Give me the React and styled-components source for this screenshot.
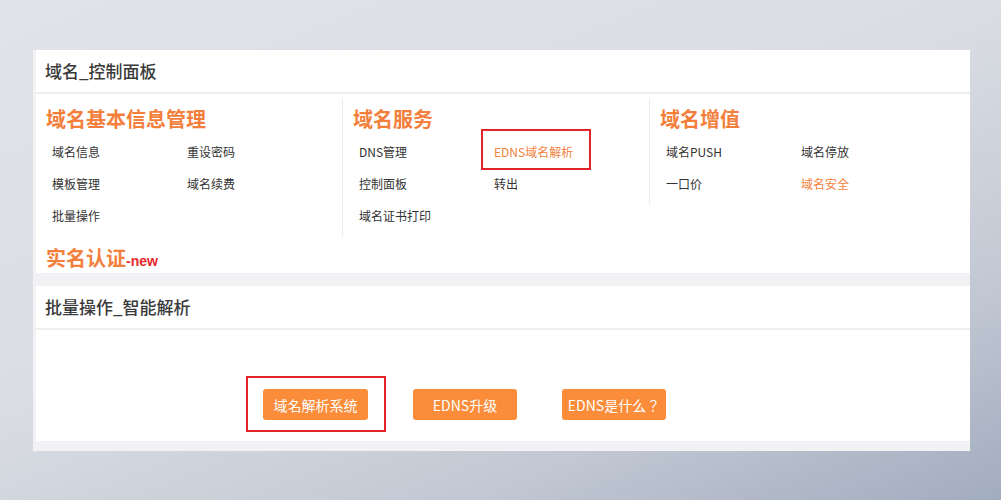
import React from "react";
import styled, { createGlobalStyle } from "styled-components";

const Global = createGlobalStyle`
  html, body { margin: 0; padding: 0; }
  body {
    font-family: "Noto Sans CJK SC", "Noto Sans", sans-serif;
    width: 1001px;
    height: 500px;
    overflow: hidden;
  }
  * { box-sizing: border-box; }
`;

const Page = styled.div`
  width: 1001px;
  height: 500px;
  padding: 50px 0 0 33px;
  background: linear-gradient(158deg, #e0e3e8 0%, #dadde3 45%, #c3c9d4 75%, #a2acbf 100%);
`;

const Panel = styled.div`
  width: 937px;
  background: #f2f2f4;
  padding: 0 0 10px 3px;
  display: flex;
  flex-direction: column;
  gap: 13px;
`;

const Card = styled.section`
  background: #ffffff;
  display: flex;
  flex-direction: column;
`;

const CardHeader = styled.h2`
  margin: 0;
  height: 44px;
  padding: 0 0 2px 9px;
  border-bottom: 2px solid #eeeeee;
  display: flex;
  align-items: center;
  font-size: 17px;
  font-weight: 500;
  color: #3a3a3a;
`;

const CardBody = styled.div`
  padding: ${(p) => p.$pad || "0"};
  display: flex;
  flex-direction: ${(p) => (p.$row ? "row" : "column")};
  align-items: flex-start;
  gap: ${(p) => p.$gap || "0"};
`;

const Columns = styled.div`
  display: flex;
  align-items: flex-start;
  margin-top: 4px;
`;

const Column = styled.div`
  width: ${(p) => p.$w}px;
  padding: 7px 0 5px 10px;
  border-left: ${(p) => (p.$divider ? "1px solid #ececec" : "none")};
`;

const Heading = styled.h3`
  margin: 0 0 3px;
  height: 28px;
  font-size: 20px;
  line-height: 28px;
  font-weight: 700;
  color: #f47f3c;
`;

const NewTag = styled.span`
  font-family: "Liberation Sans", Arial, sans-serif;
  font-size: 14px;
  line-height: 1;
  font-weight: 700;
  color: #e8262c;
`;

const LinkGrid = styled.div`
  display: grid;
  grid-template-columns: 135px 135px;
  padding-left: 6px;
`;

const LinkItem = styled.a`
  position: relative;
  font-size: 12px;
  line-height: 32px;
  height: 32px;
  color: ${(p) => (p.$accent ? "#f47f3c" : "#333333")};
  text-decoration: none;
  white-space: nowrap;
  justify-self: start;
`;

const Mark = styled.span`
  position: absolute;
  left: ${(p) => p.$l}px;
  top: ${(p) => p.$t}px;
  width: ${(p) => p.$w}px;
  height: ${(p) => p.$h}px;
  border: 2px solid #e3242b;
  pointer-events: none;
`;

const ExtraHeading = styled(Heading)`
  margin: 7px 0 1px 10px;
`;

const ButtonWrap = styled.div`
  position: relative;
`;

const ActionButton = styled.button`
  width: ${(p) => p.$w || 104}px;
  height: 31px;
  border: none;
  border-radius: 3px;
  background: #fa8c3a;
  color: #ffffff;
  font-family: "Noto Sans CJK JP", "Noto Sans CJK SC", sans-serif;
  font-size: 14px;
  padding: 0;
  cursor: pointer;
`;

const groups = [
  {
    title: "域名基本信息管理",
    w: 306,
    links: [
      { t: "域名信息" },
      { t: "重设密码" },
      { t: "模板管理" },
      { t: "域名续费" },
      { t: "批量操作" },
    ],
  },
  {
    title: "域名服务",
    w: 307,
    divider: true,
    links: [
      { t: "DNS管理" },
      { t: "EDNS域名解析", accent: true, mark: true },
      { t: "控制面板" },
      { t: "转出" },
      { t: "域名证书打印" },
    ],
  },
  {
    title: "域名增值",
    w: 300,
    divider: true,
    links: [
      { t: "域名PUSH" },
      { t: "域名停放" },
      { t: "一口价" },
      { t: "域名安全", accent: true },
    ],
  },
];

export default function App() {
  return (
    <>
      <Global />
      <Page>
        <Panel>
          <Card>
            <CardHeader>域名_控制面板</CardHeader>
            <CardBody>
              <Columns>
                {groups.map((g) => (
                  <Column key={g.title} $w={g.w} $divider={g.divider}>
                    <Heading>{g.title}</Heading>
                    <LinkGrid>
                      {g.links.map((l) => (
                        <LinkItem key={l.t} href="#" $accent={l.accent}>
                          {l.t}
                          {l.mark && <Mark $l={-13} $t={-7} $w={110} $h={41} />}
                        </LinkItem>
                      ))}
                    </LinkGrid>
                  </Column>
                ))}
              </Columns>
              <ExtraHeading>
                实名认证<NewTag>-new</NewTag>
              </ExtraHeading>
            </CardBody>
          </Card>
          <Card>
            <CardHeader>批量操作_智能解析</CardHeader>
            <CardBody $row $pad="59px 0 21px 227px" $gap="45px">
              <ButtonWrap>
                <ActionButton $w={105}>域名解析系统</ActionButton>
                <Mark $l={-17} $t={-13} $w={140} $h={56} />
              </ButtonWrap>
              <ActionButton>EDNS升级</ActionButton>
              <ActionButton>EDNS是什么？</ActionButton>
            </CardBody>
          </Card>
        </Panel>
      </Page>
    </>
  );
}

== WHAT IS EXPECTED ==
Which lines of the material contain the string "components"? List each of them.

== EXERCISE RESULT ==
Give me the React and styled-components source for this screenshot.
import styled, { createGlobalStyle } from "styled-components";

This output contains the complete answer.